> **Dataset excerpts**
'''
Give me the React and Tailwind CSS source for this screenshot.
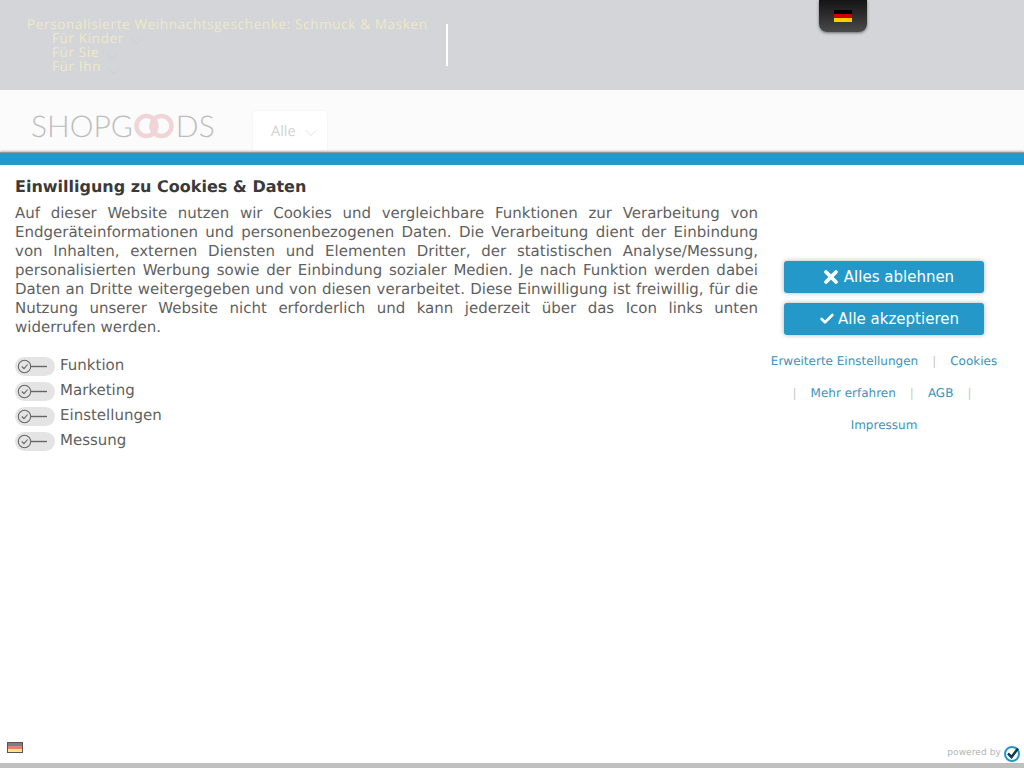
import { Check, X, ChevronDown } from 'lucide-react';

const dejavu = "font-['DejaVu_Sans',sans-serif]";

const categories = ['Funktion', 'Marketing', 'Einstellungen', 'Messung'];

const Flag = ({ className }) => (
    <div className={`flex flex-col ${className}`}>
        <div className="flex-1 bg-black"></div>
        <div className="flex-1 bg-[#d00000]"></div>
        <div className="flex-1 bg-[#ffce00]"></div>
    </div>
);

const Toggle = () => (
    <div className="w-10 h-[19px] rounded-full bg-[#e4e4e4] flex items-center pl-[2px] shrink-0">
        <svg width="32" height="15" viewBox="0 0 32 15" fill="none" stroke="#666" strokeWidth="1.1">
            <circle cx="7.5" cy="7.5" r="6.2" />
            <path d="M4.8 7.5l2.2 2.2 3.6-4.2" />
            <path d="M14 7.5h16" strokeWidth="1.4" />
        </svg>
    </div>
);

const SubLink = ({ label, chevronClass }) => (
    <div className="flex h-[14px] items-center pl-[25px]">
        <span>{label}</span>
        <ChevronDown size={22} strokeWidth={0.8} className={`text-[#cacccf] shrink-0 ${chevronClass}`} />
    </div>
);

const Sep = () => <span className="text-[#c8c8c8]">|</span>;

export default function App() {
    return (
        <div className={`w-[1024px] h-[768px] overflow-hidden flex flex-col bg-white antialiased [text-rendering:geometricPrecision] ${dejavu}`}>
            {/* dimmed shop header behind the consent layer */}
            <div className="h-[90px] shrink-0 bg-[#d3d5d9] flex pl-[27px] pt-[17px] font-['Open_Sans',sans-serif] text-[13.5px] leading-[14px] tracking-[0.64px] text-[#efe9c8]">
                <div className="w-[419px]">
                    <div className="whitespace-nowrap">Personalisierte Weihnachtsgeschenke: Schmuck & Masken</div>
                    <SubLink label="Für Kinder" chevronClass="ml-[2px] mt-[5px]" />
                    <SubLink label="Für Sie" chevronClass="ml-[2px] mt-[7px]" />
                    <SubLink label="Für Ihn" chevronClass="ml-[2px] mt-[9px]" />
                </div>
                <div className="w-[2px] h-[42px] bg-white mt-[7px]"></div>
                <div className="w-[48px] h-[32px] -mt-[17px] ml-[371px] rounded-b-lg bg-gradient-to-b from-[#151515] to-[#4a4a4a] shadow-[0_1px_3px_rgba(0,0,0,0.5)] flex justify-center items-center">
                    <Flag className="w-[18px] h-[13px]" />
                </div>
            </div>

            <div className="h-[62px] shrink-0 bg-[#fbfbfb] flex pl-[31px] pt-[20px]">
                <div className="flex items-center h-[32px] w-[221px] font-['Lato',sans-serif] font-light text-[30px] text-[#bdbdbd]">
                    <span>SHOPG</span>
                    <svg width="40" height="26" viewBox="0 0 40 26" fill="none" stroke="#f0d4d7" strokeWidth="4.5" className="ml-[1px] shrink-0">
                        <circle cx="12.5" cy="13" r="10" />
                        <circle cx="27.5" cy="13" r="10" />
                    </svg>
                    <span className="ml-[2px]">DS</span>
                </div>
                <div className="w-[76px] h-[42px] bg-white border border-[#f6f6f6] rounded-t-sm flex items-center pl-[18px] gap-[5px] font-['Open_Sans',sans-serif] text-[14.5px] text-[#d2d2d2]">
                    <span className="mt-[2px]">Alle</span>
                    <ChevronDown size={20} strokeWidth={0.8} className="mt-[4px]" />
                </div>
            </div>

            {/* consent layer */}
            <div className="h-[13px] shrink-0 bg-[#2499c9] border-t border-[#8f9a9f] shadow-[0_-1px_2px_rgba(0,0,0,0.25)]"></div>
            <div className="flex-1 min-h-0 flex flex-col bg-white">
                <div className="flex pl-[15px] pt-[12px]">
                    <div className="w-[743px] shrink-0">
                        <h1 className="text-[16px] leading-[19px] font-bold text-[#3a3a3a]">Einwilligung zu Cookies & Daten</h1>
                        <p className="mt-[8px] text-[15px] leading-[19px] text-[#5f5f5f] text-justify">
                            Auf dieser Website nutzen wir Cookies und vergleichbare Funktionen zur Verarbeitung von Endgeräteinformationen und personenbezogenen Daten. Die Verarbeitung dient der Einbindung von Inhalten, externen Diensten und Elementen Dritter, der statistischen Analyse/Messung, personalisierten Werbung sowie der Einbindung sozialer Medien. Je nach Funktion werden dabei Daten an Dritte weitergegeben und von diesen verarbeitet. Diese Einwilligung ist freiwillig, für die Nutzung unserer Website nicht erforderlich und kann jederzeit über das Icon links unten widerrufen werden.
                        </p>
                        <div className="mt-[20px] flex flex-col gap-[6px]">
                            {categories.map((name) => (
                                <div key={name} className="flex items-center h-[19px] gap-[5px] text-[15px] text-[#5f5f5f]">
                                    <Toggle />
                                    <span className="-mt-[3px]">{name}</span>
                                </div>
                            ))}
                        </div>
                    </div>

                    <div className="w-[252px] flex flex-col items-center pt-[84px]">
                        <button className="w-[200px] h-[32px] rounded-[3px] bg-[#2499c9] text-white text-[15px] shadow-[0_0_5px_rgba(0,0,0,0.3)] flex items-center justify-center gap-[3px] pl-[7px]">
                            <X size={20} strokeWidth={4.5} />
                            <span>Alles ablehnen</span>
                        </button>
                        <button className="mt-[10px] w-[200px] h-[32px] rounded-[3px] bg-[#2499c9] text-white text-[15px] shadow-[0_0_5px_rgba(0,0,0,0.3)] flex items-center justify-center gap-[3px] pl-[10px]">
                            <Check size={16} strokeWidth={4} />
                            <span>Alle akzeptieren</span>
                        </button>
                        <div className="mt-[10px] w-full text-[12px] leading-[32px] text-[#3a94bb] flex flex-col items-center">
                            <div className="flex gap-[14px] whitespace-nowrap">
                                <span>Erweiterte Einstellungen</span>
                                <Sep />
                                <span>Cookies</span>
                            </div>
                            <div className="flex gap-[14px] whitespace-nowrap pr-[4px]">
                                <Sep />
                                <span>Mehr erfahren</span>
                                <Sep />
                                <span>AGB</span>
                                <Sep />
                            </div>
                            <div>Impressum</div>
                        </div>
                    </div>
                </div>

                <div className="mt-auto h-[22px] flex justify-between pl-[7px] pr-[4px]">
                    <div className="w-[16px] h-[11px] mt-[1px] border border-[#555]">
                        <Flag className="w-full h-full opacity-50" />
                    </div>
                    <div className="flex items-start gap-[3px] text-[9px] leading-[16px] tracking-[0.1px] text-[#b5b5b5]">
                        <span className="mt-[4px]">powered by</span>
                        <svg width="16" height="16" viewBox="0 0 16 16" fill="none" className="mt-[5px]">
                            <circle cx="8" cy="8" r="7" stroke="#2499c9" strokeWidth="2" />
                            <path d="M4 7.5l3.5 3.5L14 2.5" stroke="#12384f" strokeWidth="2.5" />
                        </svg>
                    </div>
                </div>
            </div>
            <div className="h-[5px] shrink-0 bg-[#c0c0c0]"></div>
        </div>
    );
}
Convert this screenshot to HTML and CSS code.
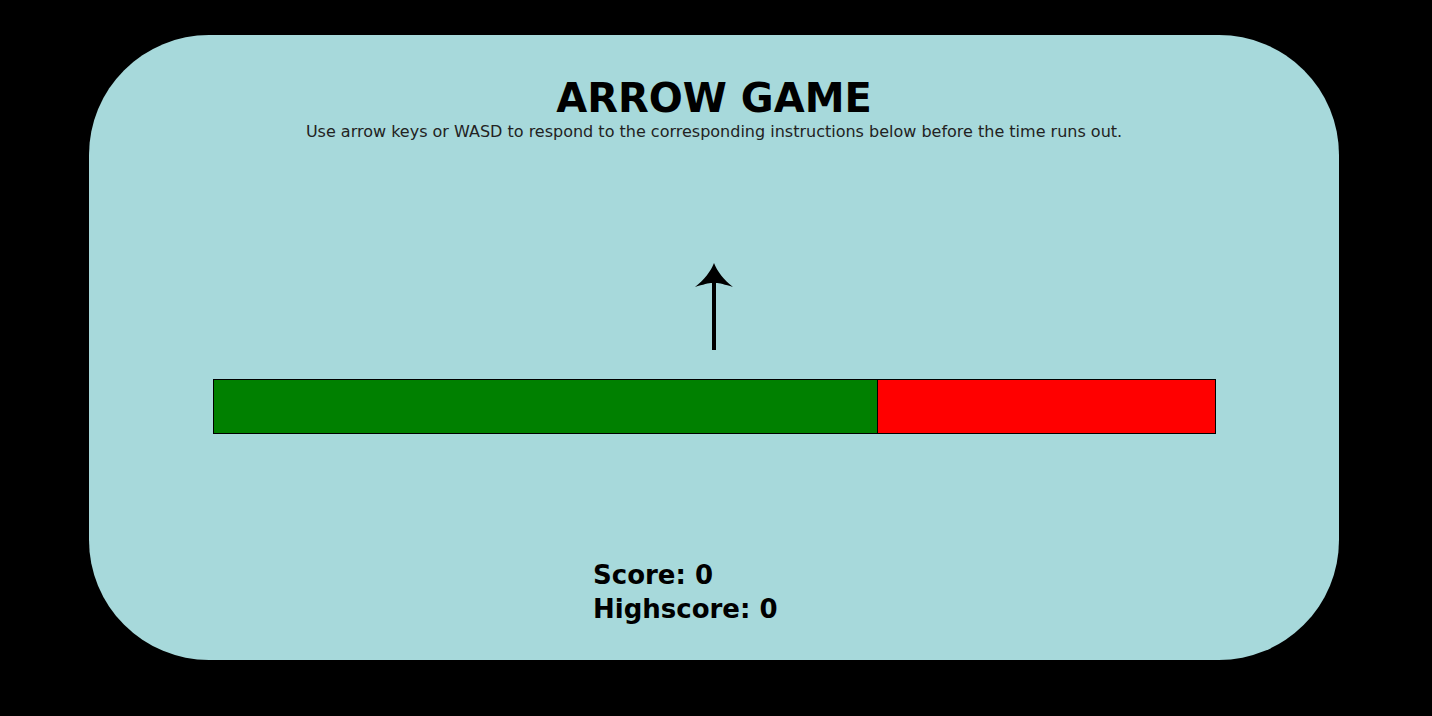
'''
> **What is expected**
Pictures are excluded; extract exactly the lines from the start of the data through the line that holds "['Funktion', 'Marketing', 'Einstellungen', 'Messung'];", both ends included.

> **Response**
Give me the React and Tailwind CSS source for this screenshot.
import { Check, X, ChevronDown } from 'lucide-react';

const dejavu = "font-['DejaVu_Sans',sans-serif]";

const categories = ['Funktion', 'Marketing', 'Einstellungen', 'Messung'];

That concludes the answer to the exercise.